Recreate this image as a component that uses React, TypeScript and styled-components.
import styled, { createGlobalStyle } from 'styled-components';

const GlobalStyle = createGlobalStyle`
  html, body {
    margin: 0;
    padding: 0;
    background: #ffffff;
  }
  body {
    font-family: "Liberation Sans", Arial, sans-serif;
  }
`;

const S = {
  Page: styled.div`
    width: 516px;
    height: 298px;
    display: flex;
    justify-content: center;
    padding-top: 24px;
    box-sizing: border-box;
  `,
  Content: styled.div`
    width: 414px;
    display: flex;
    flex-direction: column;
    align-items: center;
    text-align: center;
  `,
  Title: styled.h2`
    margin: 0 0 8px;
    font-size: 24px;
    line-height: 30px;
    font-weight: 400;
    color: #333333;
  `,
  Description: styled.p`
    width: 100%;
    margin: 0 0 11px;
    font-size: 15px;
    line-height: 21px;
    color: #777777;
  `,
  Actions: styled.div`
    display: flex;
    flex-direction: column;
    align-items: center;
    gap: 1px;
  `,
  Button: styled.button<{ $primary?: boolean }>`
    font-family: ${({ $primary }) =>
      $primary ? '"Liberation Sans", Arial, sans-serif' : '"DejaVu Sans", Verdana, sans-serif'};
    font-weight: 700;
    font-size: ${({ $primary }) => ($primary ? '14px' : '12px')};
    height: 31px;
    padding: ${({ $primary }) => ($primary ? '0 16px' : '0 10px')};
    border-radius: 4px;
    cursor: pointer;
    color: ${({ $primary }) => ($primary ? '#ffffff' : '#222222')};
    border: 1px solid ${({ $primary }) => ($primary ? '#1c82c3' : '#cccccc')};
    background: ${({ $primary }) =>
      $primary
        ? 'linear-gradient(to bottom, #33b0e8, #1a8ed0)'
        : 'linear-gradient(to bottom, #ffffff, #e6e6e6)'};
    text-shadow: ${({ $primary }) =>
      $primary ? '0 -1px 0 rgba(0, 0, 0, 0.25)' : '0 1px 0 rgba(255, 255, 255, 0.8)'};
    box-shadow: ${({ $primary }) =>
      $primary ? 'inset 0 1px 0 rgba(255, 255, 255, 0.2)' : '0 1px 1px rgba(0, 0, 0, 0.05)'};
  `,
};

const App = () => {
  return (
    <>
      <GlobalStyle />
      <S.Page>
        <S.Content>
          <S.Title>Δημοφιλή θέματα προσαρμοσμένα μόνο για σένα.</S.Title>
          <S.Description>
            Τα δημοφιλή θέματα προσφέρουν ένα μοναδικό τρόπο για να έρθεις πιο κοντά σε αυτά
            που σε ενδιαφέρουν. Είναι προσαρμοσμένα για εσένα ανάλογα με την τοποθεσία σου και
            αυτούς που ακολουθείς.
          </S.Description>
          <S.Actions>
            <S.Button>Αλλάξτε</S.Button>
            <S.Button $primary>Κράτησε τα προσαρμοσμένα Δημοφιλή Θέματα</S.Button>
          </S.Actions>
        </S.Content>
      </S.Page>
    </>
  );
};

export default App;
____________________
TASK DESCRIPTION:
All of the material above needs to be copied exactly.

REPLY:
Recreate this image as a component that uses React, TypeScript and styled-components.
import styled, { createGlobalStyle } from 'styled-components';

const GlobalStyle = createGlobalStyle`
  html, body {
    margin: 0;
    padding: 0;
    background: #ffffff;
  }
  body {
    font-family: "Liberation Sans", Arial, sans-serif;
  }
`;

const S = {
  Page: styled.div`
    width: 516px;
    height: 298px;
    display: flex;
    justify-content: center;
    padding-top: 24px;
    box-sizing: border-box;
  `,
  Content: styled.div`
    width: 414px;
    display: flex;
    flex-direction: column;
    align-items: center;
    text-align: center;
  `,
  Title: styled.h2`
    margin: 0 0 8px;
    font-size: 24px;
    line-height: 30px;
    font-weight: 400;
    color: #333333;
  `,
  Description: styled.p`
    width: 100%;
    margin: 0 0 11px;
    font-size: 15px;
    line-height: 21px;
    color: #777777;
  `,
  Actions: styled.div`
    display: flex;
    flex-direction: column;
    align-items: center;
    gap: 1px;
  `,
  Button: styled.button<{ $primary?: boolean }>`
    font-family: ${({ $primary }) =>
      $primary ? '"Liberation Sans", Arial, sans-serif' : '"DejaVu Sans", Verdana, sans-serif'};
    font-weight: 700;
    font-size: ${({ $primary }) => ($primary ? '14px' : '12px')};
    height: 31px;
    padding: ${({ $primary }) => ($primary ? '0 16px' : '0 10px')};
    border-radius: 4px;
    cursor: pointer;
    color: ${({ $primary }) => ($primary ? '#ffffff' : '#222222')};
    border: 1px solid ${({ $primary }) => ($primary ? '#1c82c3' : '#cccccc')};
    background: ${({ $primary }) =>
      $primary
        ? 'linear-gradient(to bottom, #33b0e8, #1a8ed0)'
        : 'linear-gradient(to bottom, #ffffff, #e6e6e6)'};
    text-shadow: ${({ $primary }) =>
      $primary ? '0 -1px 0 rgba(0, 0, 0, 0.25)' : '0 1px 0 rgba(255, 255, 255, 0.8)'};
    box-shadow: ${({ $primary }) =>
      $primary ? 'inset 0 1px 0 rgba(255, 255, 255, 0.2)' : '0 1px 1px rgba(0, 0, 0, 0.05)'};
  `,
};

const App = () => {
  return (
    <>
      <GlobalStyle />
      <S.Page>
        <S.Content>
          <S.Title>Δημοφιλή θέματα προσαρμοσμένα μόνο για σένα.</S.Title>
          <S.Description>
            Τα δημοφιλή θέματα προσφέρουν ένα μοναδικό τρόπο για να έρθεις πιο κοντά σε αυτά
            που σε ενδιαφέρουν. Είναι προσαρμοσμένα για εσένα ανάλογα με την τοποθεσία σου και
            αυτούς που ακολουθείς.
          </S.Description>
          <S.Actions>
            <S.Button>Αλλάξτε</S.Button>
            <S.Button $primary>Κράτησε τα προσαρμοσμένα Δημοφιλή Θέματα</S.Button>
          </S.Actions>
        </S.Content>
      </S.Page>
    </>
  );
};

export default App;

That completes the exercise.